(WORK TO BE COMPLETED) Reproduce the full listing below unchanged, apart from the pictures.

(DATA SEGMENT)
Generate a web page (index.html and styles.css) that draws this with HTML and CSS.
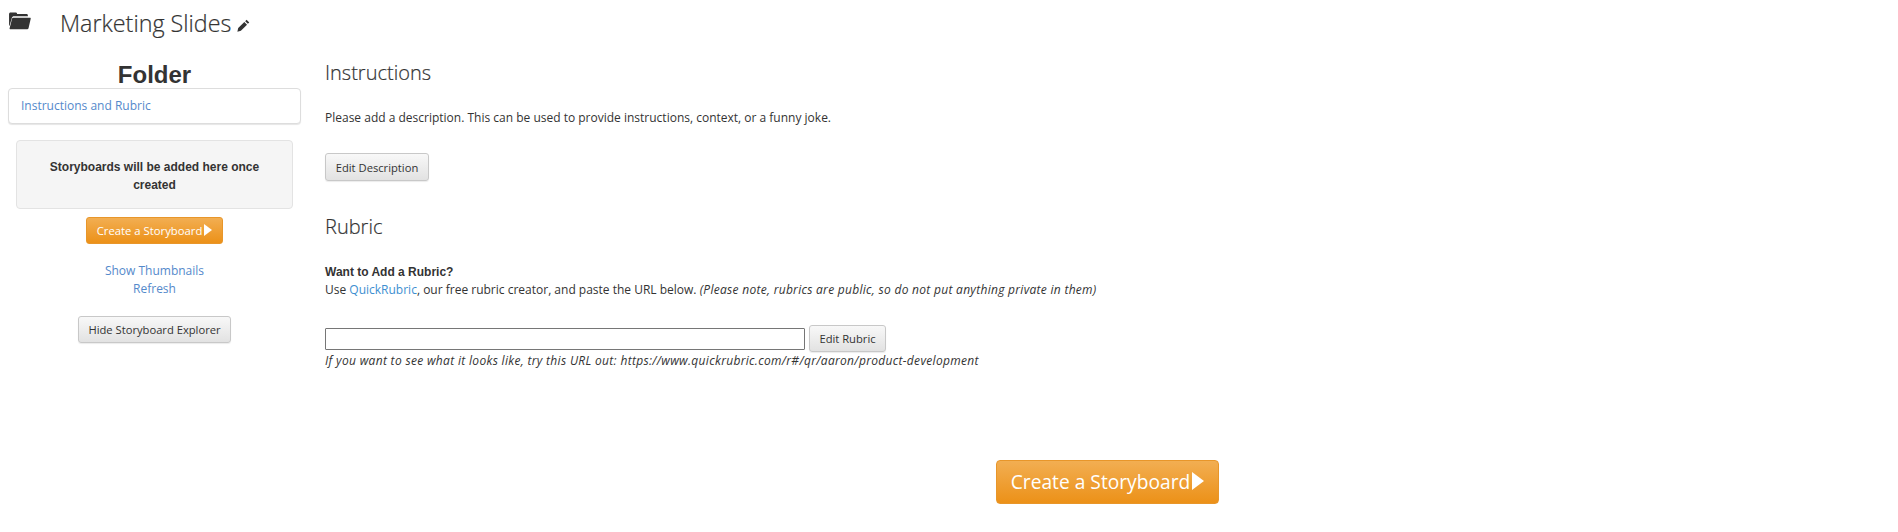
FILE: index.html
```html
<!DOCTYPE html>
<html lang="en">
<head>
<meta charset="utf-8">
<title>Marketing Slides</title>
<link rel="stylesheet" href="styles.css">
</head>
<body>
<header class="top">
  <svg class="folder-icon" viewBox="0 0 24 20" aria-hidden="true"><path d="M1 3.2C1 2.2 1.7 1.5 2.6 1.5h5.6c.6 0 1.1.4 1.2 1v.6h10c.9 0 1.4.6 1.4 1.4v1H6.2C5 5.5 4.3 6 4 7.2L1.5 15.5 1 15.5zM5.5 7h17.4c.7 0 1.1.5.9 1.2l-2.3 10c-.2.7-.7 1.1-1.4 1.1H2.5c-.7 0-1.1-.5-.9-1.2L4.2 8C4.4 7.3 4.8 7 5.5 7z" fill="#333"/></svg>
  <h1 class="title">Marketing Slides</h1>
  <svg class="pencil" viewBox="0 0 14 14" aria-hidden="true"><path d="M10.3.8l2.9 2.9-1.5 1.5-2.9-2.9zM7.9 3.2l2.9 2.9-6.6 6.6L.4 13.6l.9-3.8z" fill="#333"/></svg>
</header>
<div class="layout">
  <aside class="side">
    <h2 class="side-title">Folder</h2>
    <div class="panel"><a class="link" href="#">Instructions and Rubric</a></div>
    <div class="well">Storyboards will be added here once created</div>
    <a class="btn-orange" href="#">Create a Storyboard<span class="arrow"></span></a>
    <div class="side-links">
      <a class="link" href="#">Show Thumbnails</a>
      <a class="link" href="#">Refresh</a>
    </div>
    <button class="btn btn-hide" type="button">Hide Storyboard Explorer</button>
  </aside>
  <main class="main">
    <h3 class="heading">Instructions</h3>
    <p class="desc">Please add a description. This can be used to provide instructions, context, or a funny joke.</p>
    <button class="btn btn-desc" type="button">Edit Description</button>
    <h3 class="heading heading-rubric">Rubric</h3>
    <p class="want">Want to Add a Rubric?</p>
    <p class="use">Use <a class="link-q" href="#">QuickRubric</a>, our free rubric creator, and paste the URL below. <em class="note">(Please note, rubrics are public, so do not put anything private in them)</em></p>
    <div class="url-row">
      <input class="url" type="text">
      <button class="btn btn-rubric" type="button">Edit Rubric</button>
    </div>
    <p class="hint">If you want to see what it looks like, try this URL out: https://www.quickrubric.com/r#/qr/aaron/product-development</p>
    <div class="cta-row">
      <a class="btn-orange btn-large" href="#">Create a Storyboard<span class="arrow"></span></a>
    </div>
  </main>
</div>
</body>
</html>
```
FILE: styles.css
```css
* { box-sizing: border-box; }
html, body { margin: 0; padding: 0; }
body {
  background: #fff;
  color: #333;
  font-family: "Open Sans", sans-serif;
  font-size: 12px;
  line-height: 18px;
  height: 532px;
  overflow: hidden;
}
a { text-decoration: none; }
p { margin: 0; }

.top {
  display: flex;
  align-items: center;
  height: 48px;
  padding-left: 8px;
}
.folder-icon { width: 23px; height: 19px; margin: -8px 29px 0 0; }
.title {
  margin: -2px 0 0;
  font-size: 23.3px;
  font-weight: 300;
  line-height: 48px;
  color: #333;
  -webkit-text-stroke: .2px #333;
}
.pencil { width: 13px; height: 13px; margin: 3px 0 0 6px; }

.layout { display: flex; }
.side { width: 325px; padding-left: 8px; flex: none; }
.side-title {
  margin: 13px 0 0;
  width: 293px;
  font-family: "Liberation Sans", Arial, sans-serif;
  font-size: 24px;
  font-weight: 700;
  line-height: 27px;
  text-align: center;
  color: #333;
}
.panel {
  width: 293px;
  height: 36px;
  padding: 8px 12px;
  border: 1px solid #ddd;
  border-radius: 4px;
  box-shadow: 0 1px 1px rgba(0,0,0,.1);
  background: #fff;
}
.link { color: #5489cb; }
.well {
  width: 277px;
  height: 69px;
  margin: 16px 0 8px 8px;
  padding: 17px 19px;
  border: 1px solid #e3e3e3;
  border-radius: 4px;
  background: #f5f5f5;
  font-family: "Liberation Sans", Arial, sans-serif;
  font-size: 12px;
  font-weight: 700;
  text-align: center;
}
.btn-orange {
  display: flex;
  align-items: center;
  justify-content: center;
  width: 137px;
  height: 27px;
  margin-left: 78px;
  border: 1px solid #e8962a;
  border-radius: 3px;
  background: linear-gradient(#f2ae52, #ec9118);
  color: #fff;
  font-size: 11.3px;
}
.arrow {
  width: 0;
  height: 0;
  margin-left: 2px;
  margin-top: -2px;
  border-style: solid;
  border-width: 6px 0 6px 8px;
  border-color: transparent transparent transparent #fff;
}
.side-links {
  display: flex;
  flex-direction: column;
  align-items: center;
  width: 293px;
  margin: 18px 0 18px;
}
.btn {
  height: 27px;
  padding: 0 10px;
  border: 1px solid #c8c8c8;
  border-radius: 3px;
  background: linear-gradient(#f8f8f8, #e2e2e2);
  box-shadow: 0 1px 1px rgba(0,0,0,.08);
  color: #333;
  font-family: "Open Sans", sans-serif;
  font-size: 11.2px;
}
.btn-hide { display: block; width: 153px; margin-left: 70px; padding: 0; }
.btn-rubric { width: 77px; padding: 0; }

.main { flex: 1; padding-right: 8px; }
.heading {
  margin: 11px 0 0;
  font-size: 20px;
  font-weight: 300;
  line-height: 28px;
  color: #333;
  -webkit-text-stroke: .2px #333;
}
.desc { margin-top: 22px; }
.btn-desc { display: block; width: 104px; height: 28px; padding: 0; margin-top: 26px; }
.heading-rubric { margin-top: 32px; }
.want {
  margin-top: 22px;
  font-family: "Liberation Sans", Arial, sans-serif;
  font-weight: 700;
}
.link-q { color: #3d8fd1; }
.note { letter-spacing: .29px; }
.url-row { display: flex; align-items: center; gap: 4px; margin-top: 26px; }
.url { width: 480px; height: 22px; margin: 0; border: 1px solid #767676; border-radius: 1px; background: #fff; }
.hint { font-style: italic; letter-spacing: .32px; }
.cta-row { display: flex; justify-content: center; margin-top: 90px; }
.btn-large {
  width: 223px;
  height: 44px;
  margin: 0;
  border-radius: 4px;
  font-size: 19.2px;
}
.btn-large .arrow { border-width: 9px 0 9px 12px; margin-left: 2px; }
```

(TASK RESPONSE)
Generate a web page (index.html and styles.css) that draws this with HTML and CSS.
FILE: index.html
```html
<!DOCTYPE html>
<html lang="en">
<head>
<meta charset="utf-8">
<title>Marketing Slides</title>
<link rel="stylesheet" href="styles.css">
</head>
<body>
<header class="top">
  <svg class="folder-icon" viewBox="0 0 24 20" aria-hidden="true"><path d="M1 3.2C1 2.2 1.7 1.5 2.6 1.5h5.6c.6 0 1.1.4 1.2 1v.6h10c.9 0 1.4.6 1.4 1.4v1H6.2C5 5.5 4.3 6 4 7.2L1.5 15.5 1 15.5zM5.5 7h17.4c.7 0 1.1.5.9 1.2l-2.3 10c-.2.7-.7 1.1-1.4 1.1H2.5c-.7 0-1.1-.5-.9-1.2L4.2 8C4.4 7.3 4.8 7 5.5 7z" fill="#333"/></svg>
  <h1 class="title">Marketing Slides</h1>
  <svg class="pencil" viewBox="0 0 14 14" aria-hidden="true"><path d="M10.3.8l2.9 2.9-1.5 1.5-2.9-2.9zM7.9 3.2l2.9 2.9-6.6 6.6L.4 13.6l.9-3.8z" fill="#333"/></svg>
</header>
<div class="layout">
  <aside class="side">
    <h2 class="side-title">Folder</h2>
    <div class="panel"><a class="link" href="#">Instructions and Rubric</a></div>
    <div class="well">Storyboards will be added here once created</div>
    <a class="btn-orange" href="#">Create a Storyboard<span class="arrow"></span></a>
    <div class="side-links">
      <a class="link" href="#">Show Thumbnails</a>
      <a class="link" href="#">Refresh</a>
    </div>
    <button class="btn btn-hide" type="button">Hide Storyboard Explorer</button>
  </aside>
  <main class="main">
    <h3 class="heading">Instructions</h3>
    <p class="desc">Please add a description. This can be used to provide instructions, context, or a funny joke.</p>
    <button class="btn btn-desc" type="button">Edit Description</button>
    <h3 class="heading heading-rubric">Rubric</h3>
    <p class="want">Want to Add a Rubric?</p>
    <p class="use">Use <a class="link-q" href="#">QuickRubric</a>, our free rubric creator, and paste the URL below. <em class="note">(Please note, rubrics are public, so do not put anything private in them)</em></p>
    <div class="url-row">
      <input class="url" type="text">
      <button class="btn btn-rubric" type="button">Edit Rubric</button>
    </div>
    <p class="hint">If you want to see what it looks like, try this URL out: https://www.quickrubric.com/r#/qr/aaron/product-development</p>
    <div class="cta-row">
      <a class="btn-orange btn-large" href="#">Create a Storyboard<span class="arrow"></span></a>
    </div>
  </main>
</div>
</body>
</html>
```
FILE: styles.css
```css
* { box-sizing: border-box; }
html, body { margin: 0; padding: 0; }
body {
  background: #fff;
  color: #333;
  font-family: "Open Sans", sans-serif;
  font-size: 12px;
  line-height: 18px;
  height: 532px;
  overflow: hidden;
}
a { text-decoration: none; }
p { margin: 0; }

.top {
  display: flex;
  align-items: center;
  height: 48px;
  padding-left: 8px;
}
.folder-icon { width: 23px; height: 19px; margin: -8px 29px 0 0; }
.title {
  margin: -2px 0 0;
  font-size: 23.3px;
  font-weight: 300;
  line-height: 48px;
  color: #333;
  -webkit-text-stroke: .2px #333;
}
.pencil { width: 13px; height: 13px; margin: 3px 0 0 6px; }

.layout { display: flex; }
.side { width: 325px; padding-left: 8px; flex: none; }
.side-title {
  margin: 13px 0 0;
  width: 293px;
  font-family: "Liberation Sans", Arial, sans-serif;
  font-size: 24px;
  font-weight: 700;
  line-height: 27px;
  text-align: center;
  color: #333;
}
.panel {
  width: 293px;
  height: 36px;
  padding: 8px 12px;
  border: 1px solid #ddd;
  border-radius: 4px;
  box-shadow: 0 1px 1px rgba(0,0,0,.1);
  background: #fff;
}
.link { color: #5489cb; }
.well {
  width: 277px;
  height: 69px;
  margin: 16px 0 8px 8px;
  padding: 17px 19px;
  border: 1px solid #e3e3e3;
  border-radius: 4px;
  background: #f5f5f5;
  font-family: "Liberation Sans", Arial, sans-serif;
  font-size: 12px;
  font-weight: 700;
  text-align: center;
}
.btn-orange {
  display: flex;
  align-items: center;
  justify-content: center;
  width: 137px;
  height: 27px;
  margin-left: 78px;
  border: 1px solid #e8962a;
  border-radius: 3px;
  background: linear-gradient(#f2ae52, #ec9118);
  color: #fff;
  font-size: 11.3px;
}
.arrow {
  width: 0;
  height: 0;
  margin-left: 2px;
  margin-top: -2px;
  border-style: solid;
  border-width: 6px 0 6px 8px;
  border-color: transparent transparent transparent #fff;
}
.side-links {
  display: flex;
  flex-direction: column;
  align-items: center;
  width: 293px;
  margin: 18px 0 18px;
}
.btn {
  height: 27px;
  padding: 0 10px;
  border: 1px solid #c8c8c8;
  border-radius: 3px;
  background: linear-gradient(#f8f8f8, #e2e2e2);
  box-shadow: 0 1px 1px rgba(0,0,0,.08);
  color: #333;
  font-family: "Open Sans", sans-serif;
  font-size: 11.2px;
}
.btn-hide { display: block; width: 153px; margin-left: 70px; padding: 0; }
.btn-rubric { width: 77px; padding: 0; }

.main { flex: 1; padding-right: 8px; }
.heading {
  margin: 11px 0 0;
  font-size: 20px;
  font-weight: 300;
  line-height: 28px;
  color: #333;
  -webkit-text-stroke: .2px #333;
}
.desc { margin-top: 22px; }
.btn-desc { display: block; width: 104px; height: 28px; padding: 0; margin-top: 26px; }
.heading-rubric { margin-top: 32px; }
.want {
  margin-top: 22px;
  font-family: "Liberation Sans", Arial, sans-serif;
  font-weight: 700;
}
.link-q { color: #3d8fd1; }
.note { letter-spacing: .29px; }
.url-row { display: flex; align-items: center; gap: 4px; margin-top: 26px; }
.url { width: 480px; height: 22px; margin: 0; border: 1px solid #767676; border-radius: 1px; background: #fff; }
.hint { font-style: italic; letter-spacing: .32px; }
.cta-row { display: flex; justify-content: center; margin-top: 90px; }
.btn-large {
  width: 223px;
  height: 44px;
  margin: 0;
  border-radius: 4px;
  font-size: 19.2px;
}
.btn-large .arrow { border-width: 9px 0 9px 12px; margin-left: 2px; }
```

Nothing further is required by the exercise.